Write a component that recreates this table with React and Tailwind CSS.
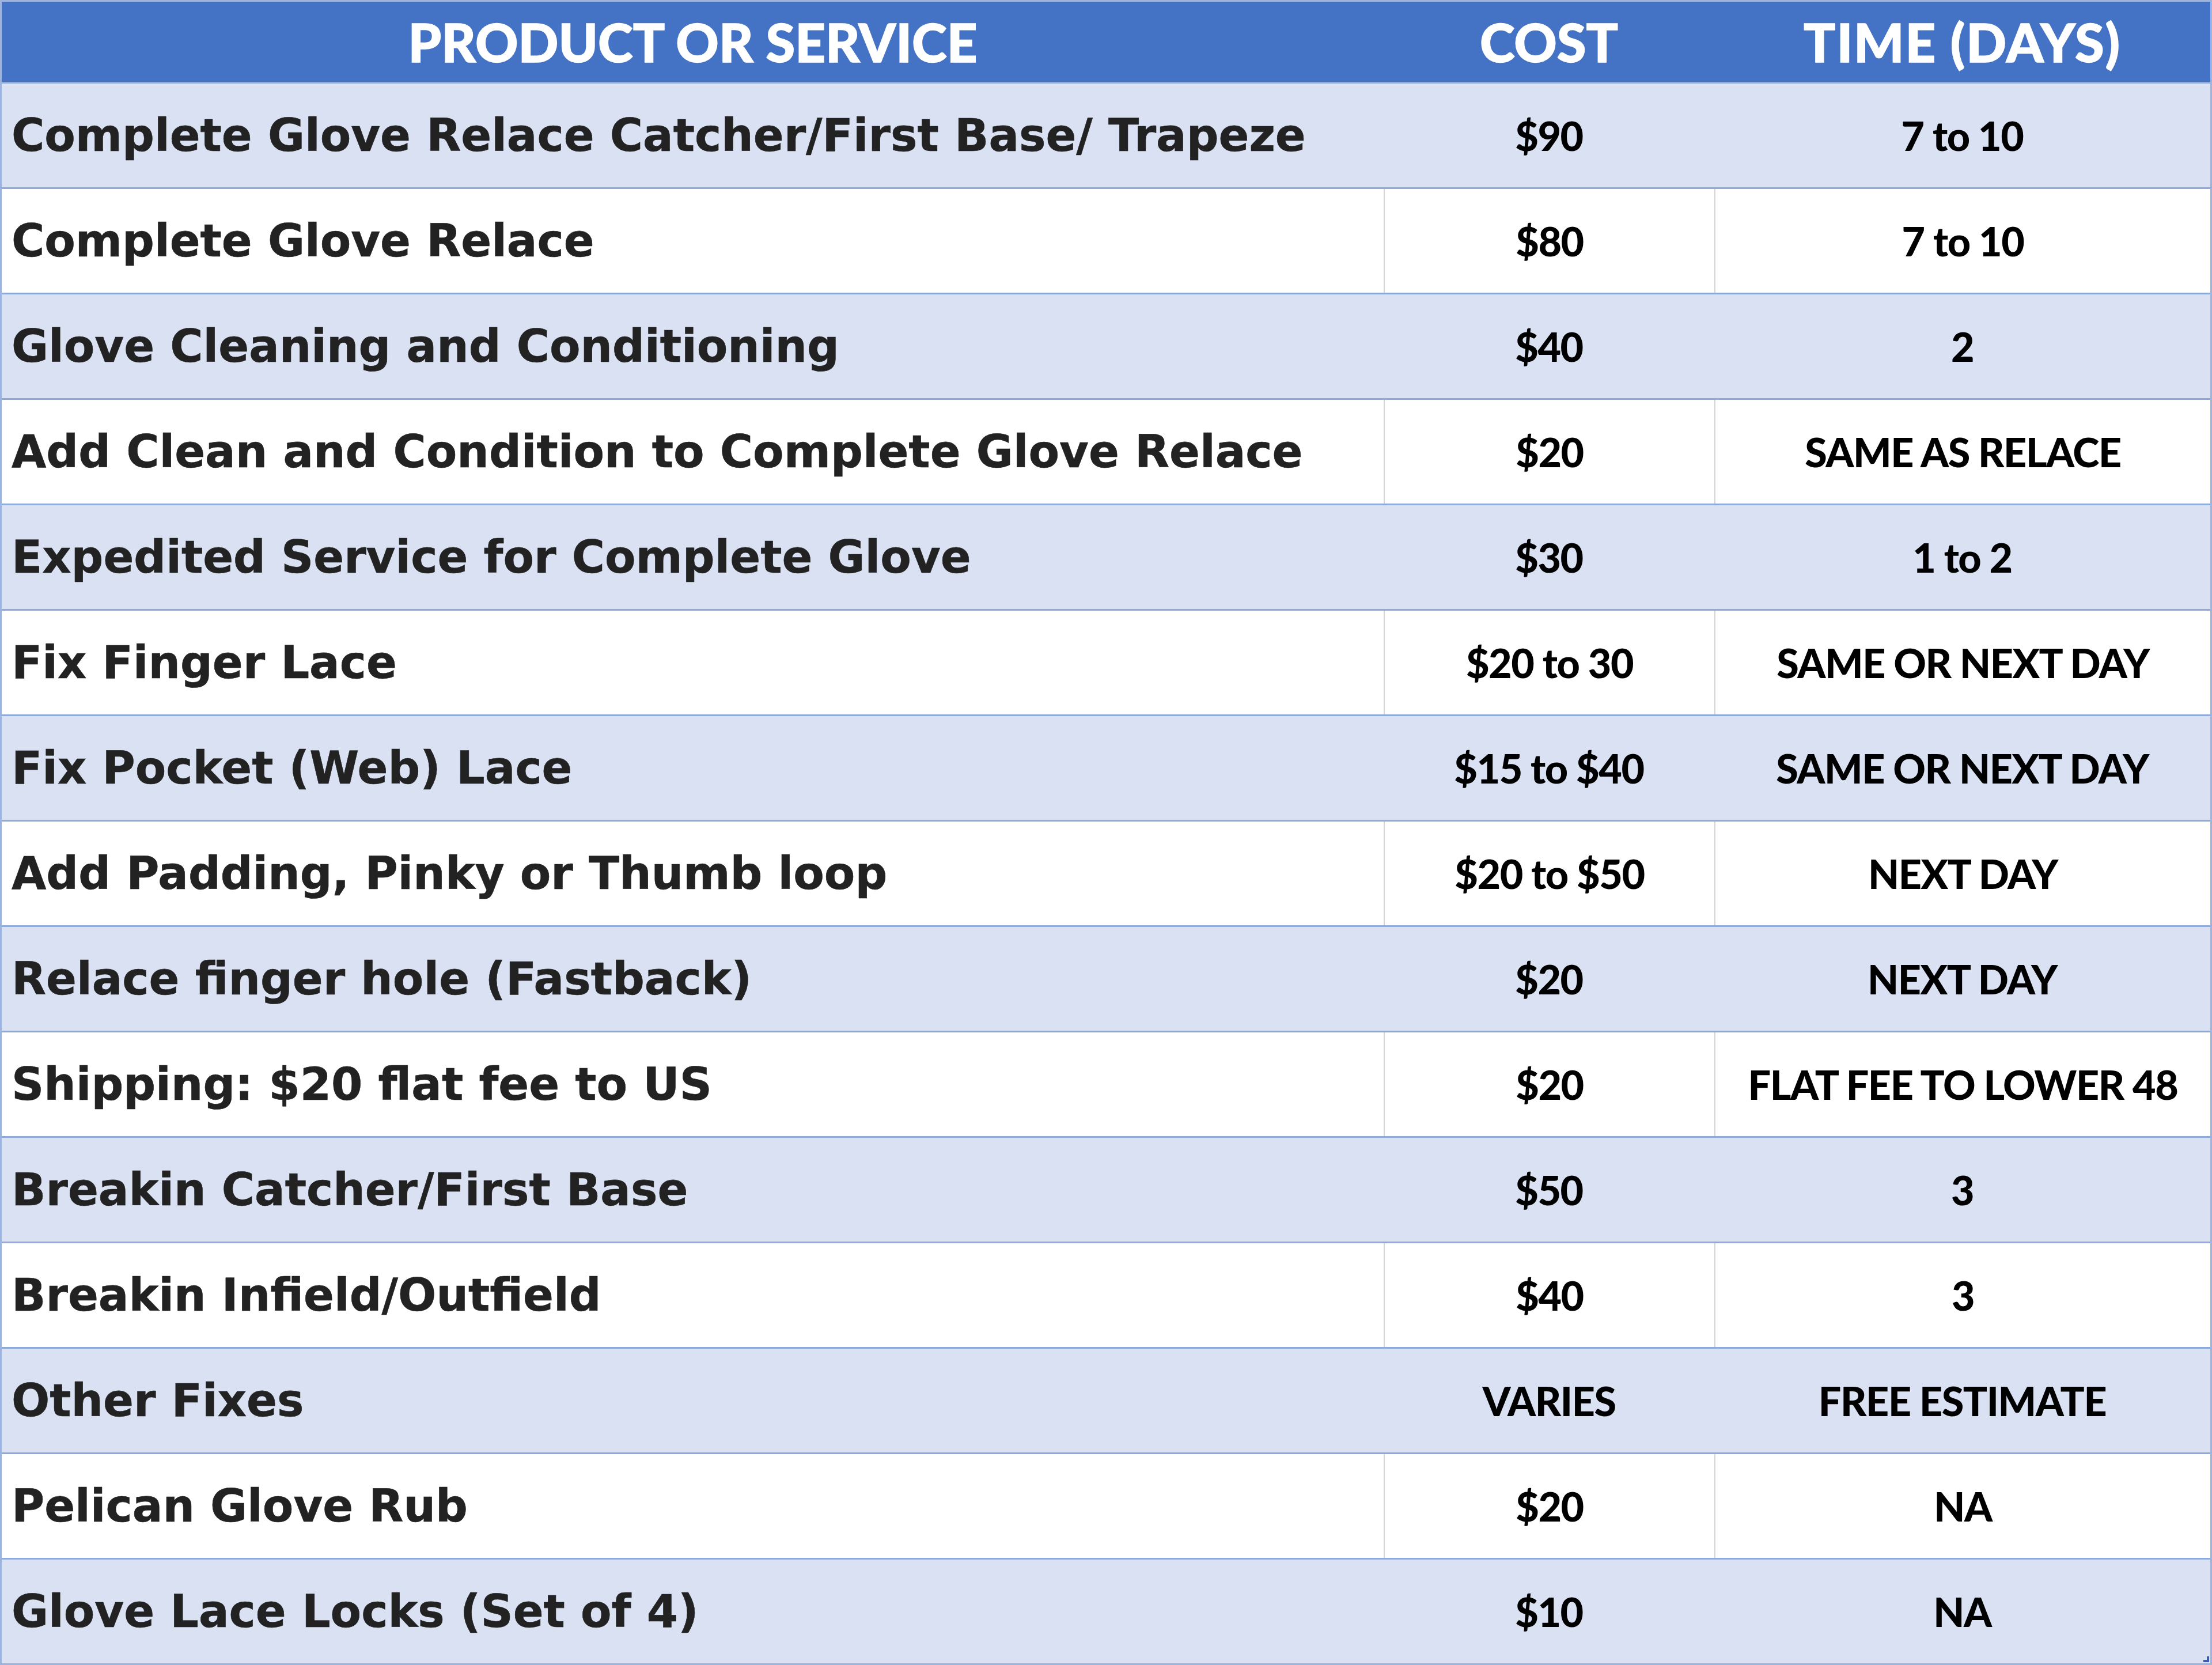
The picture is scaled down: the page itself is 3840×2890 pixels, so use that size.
import React from "react";

const rows = [
  ["Complete Glove Relace Catcher/First Base/ Trapeze", "$90", "7 to 10"],
  ["Complete Glove Relace", "$80", "7 to 10"],
  ["Glove Cleaning and Conditioning", "$40", "2"],
  ["Add Clean and Condition to Complete Glove Relace", "$20", "SAME AS RELACE"],
  ["Expedited Service for Complete Glove", "$30", "1 to 2"],
  ["Fix Finger Lace", "$20 to 30", "SAME OR NEXT DAY"],
  ["Fix Pocket (Web) Lace", "$15 to $40", "SAME OR NEXT DAY"],
  ["Add Padding, Pinky or Thumb loop", "$20 to $50", "NEXT DAY"],
  ["Relace finger hole (Fastback)", "$20", "NEXT DAY"],
  ["Shipping: $20 flat fee to US", "$20", "FLAT FEE TO LOWER 48"],
  ["Breakin Catcher/First Base", "$50", "3"],
  ["Breakin Infield/Outfield", "$40", "3"],
  ["Other Fixes", "VARIES", "FREE ESTIMATE"],
  ["Pelican Glove Rub", "$20", "NA"],
  ["Glove Lace Locks (Set of 4)", "$10", "NA"],
];

export default function App() {
  return (
    <div className="relative w-[3840px] h-[2890px] bg-white border-x-[3px] border-b-[3px] border-[#9db4df]">
      <div className="grid grid-cols-[2399px_574px_1fr] h-[142px] border-t-[3px] border-[#9db4df] bg-[#4472c4] text-white font-black text-[92px] [-webkit-text-stroke:1.5px_white] [font-family:Lato,'Liberation_Sans',sans-serif]">
        <div className="flex items-center justify-center">PRODUCT OR SERVICE</div>
        <div className="flex items-center justify-center">COST</div>
        <div className="flex items-center justify-center tracking-[0.02em]">TIME (DAYS)</div>
      </div>
      {rows.map((r, i) => {
        const band = i % 2 === 0;
        return (
          <div
            key={i}
            className={
              "grid grid-cols-[2399px_574px_1fr] h-[183px] border-t-[3px] border-[#8eaadb] " +
              (band ? "bg-[#d9e1f2]" : "bg-white")
            }
          >
            <div className="flex items-center pl-[17px] text-[78px] font-bold text-[#222222] whitespace-nowrap [-webkit-text-stroke:0.6px_#222222] [font-family:'DejaVu_Sans','Verdana',sans-serif]">
              {r[0]}
            </div>
            <div
              className={
                "flex items-center justify-center text-[70px] font-black text-black whitespace-nowrap tracking-[-0.02em] [font-family:Lato,'Liberation_Sans',sans-serif] " +
                (band ? "" : "border-l-2 border-[#d4d4d4]")
              }
            >
              {r[1]}
            </div>
            <div
              className={
                "flex items-center justify-center text-[70px] font-black text-black whitespace-nowrap tracking-[-0.02em] [font-family:Lato,'Liberation_Sans',sans-serif] " +
                (band ? "" : "border-l-2 border-[#d4d4d4]")
              }
            >
              {r[2]}
            </div>
          </div>
        );
      })}
      <div className="absolute right-[2px] bottom-[2px] w-[10px] h-[10px] bg-[#3a5bb5] [clip-path:polygon(100%_0,100%_100%,0_100%,0_60%,60%_60%,60%_0)]" />
    </div>
  );
}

----

Problem requirements: Starting with the line that contains "The picture is", repeat each line exactly, and stop once the line that contains "import React from" has been repeated.

Task solution:
The picture is scaled down: the page itself is 3840×2890 pixels, so use that size.
import React from "react";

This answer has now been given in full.